As a child, the backdrop to his world ranged from the neolithic tumuli of Newgrange, Knowth and Dowth and the Celtic burial grounds of Rosnaree to Slane Castle and the Marquis of Conyngham's parklands. I wonder if such a world imprinted on the young poet's mind a sense of almost medieval chivalry, which added to his desire to set the loss of Ellie Vaughey into the wider, impersonal context of the Great War. If so, it is appropriate that he did not survive: the coming war would disband the European empires of medieval lineage just as surely as the next war spelt the end of the younger, global ones.
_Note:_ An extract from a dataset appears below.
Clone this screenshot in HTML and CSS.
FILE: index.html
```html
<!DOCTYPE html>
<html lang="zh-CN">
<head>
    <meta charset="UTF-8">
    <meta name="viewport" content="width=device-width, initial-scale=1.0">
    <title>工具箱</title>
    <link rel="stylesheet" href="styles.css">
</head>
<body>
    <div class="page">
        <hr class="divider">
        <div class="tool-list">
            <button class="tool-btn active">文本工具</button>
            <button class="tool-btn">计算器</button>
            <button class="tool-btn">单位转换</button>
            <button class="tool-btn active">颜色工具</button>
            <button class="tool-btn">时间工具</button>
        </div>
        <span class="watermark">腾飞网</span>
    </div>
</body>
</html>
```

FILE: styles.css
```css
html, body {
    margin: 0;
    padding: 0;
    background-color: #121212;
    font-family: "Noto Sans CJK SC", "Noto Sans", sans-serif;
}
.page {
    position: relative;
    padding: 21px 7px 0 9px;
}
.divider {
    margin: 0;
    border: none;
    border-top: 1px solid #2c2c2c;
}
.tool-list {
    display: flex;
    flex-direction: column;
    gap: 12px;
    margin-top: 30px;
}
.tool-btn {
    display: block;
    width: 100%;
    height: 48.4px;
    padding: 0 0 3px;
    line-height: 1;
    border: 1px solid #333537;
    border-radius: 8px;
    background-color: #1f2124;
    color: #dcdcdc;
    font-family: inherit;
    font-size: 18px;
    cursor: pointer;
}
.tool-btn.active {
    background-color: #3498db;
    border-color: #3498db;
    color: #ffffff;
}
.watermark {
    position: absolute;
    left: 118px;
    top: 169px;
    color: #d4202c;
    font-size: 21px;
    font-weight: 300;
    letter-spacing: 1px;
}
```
Ledwidge acted as a branch secretary for John Redmond's Irish Volunteers. When Redmond urged them to batten down "not only in Ireland itself, but wherever the firing line extends in defence of the rights of freedom and religion in this war", Ledwidge held out with those refusing to congratulate him. But talk of "rights of freedom and religion" might eventually mutate into "for God and Country" and the 1914-18 war causes one to wonder if the God was like some ancient Aztec deity, appeased only by ever more blood sacrifices.

Devastated by executions

Ledwidge, whose enlistment had nothing to do with Lord Dunsany, was devastated by the executions of the Easter Rising leaders. He drank more, reported late and was courtmartialled for making offensive remarks to a superior officer.

Even if his work deals only obliquely with war, it is significant that he is of the lost generation of the trenches, the young men born into a world whose permanence and security seemed absolute, but whose innocence died in the golden summer of 1914.

Today's Northern France has the languid tranquility of the Meath hills, but it is tempting to believe that somewhere, ghostly regiments are still marching to the Army brass. It seems almost flippant therefore, to add that our world, moving into a new century, is defined in its entirety by that obscene conflict. The Middle Ages ended in the trenches. Sweeping away the Romanovs, Hapsburgs, Hohenzollerns and Ottomans, the maelstrom made Communism and Nazism possible; it heralded the end of what Professor Eric Hobsbawm calls "the long 19th century".

But it is almost gone from living memory. It disturbs me to think that the first World War will soon be as distant as the Crimean or Boer wars, and by that token, as sterile. I hope future readers find joy in Ledwidge's poems - joy that may help them appreciate his cruel and useless loss, 80 years ago.